Never could I have guessed all that my animal communication class would do for me-after just one week here, it is apparent that a new layer of soul has been revealed, and I can't say that necessarily feels good. I feel raw, exposed, vulnerable, and am not in control of my emotions-a place I would not consciously have chosen to go. Halfway through the week, I wanted to quit because it was so uncomfortable-a sure sign that I needed to continue. There have been many tears for me this week, revealing to me so many suppressed & unconscious memories and fears.
Animals are deep, emotional beings who have such profound lessons for us which are sometimes hard, if not impossible, for the human mind to fathom. They are beings of honesty, integrity, strength and courage, and most importantly, unconditional love. Rarely have I encountered a human who so possesses such qualities-certainly, we are here to learn these lessons in our lifetimes. Talking with so many animals this week, listening to them, truly hearing them and experiencing previously unknown feelings of unconditional love has been hard to take. It has shown me a tremendous amount about myself and the guards I put up around my Heart.

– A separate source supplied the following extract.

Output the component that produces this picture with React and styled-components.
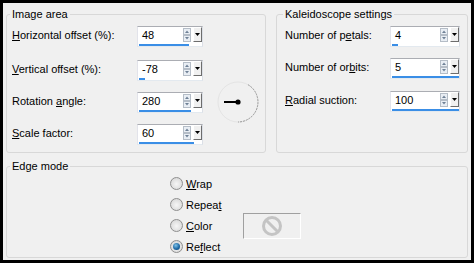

There is no b.s. with animals, and experiencing such truth with them has been profound and frightening. Most of my life, I have just not allowed myself to go here-it can be a very uncomfortable place. In order to hear and understand animals, I have to hear and understand myself. What a journey this has been! I recognize my discomfort as a sign for me to absolutely continue-it is the best thing I can do for myself. Uncomfortable as it may be right now, I look forward to sharing the rest of my life with these amazing beings on this new level.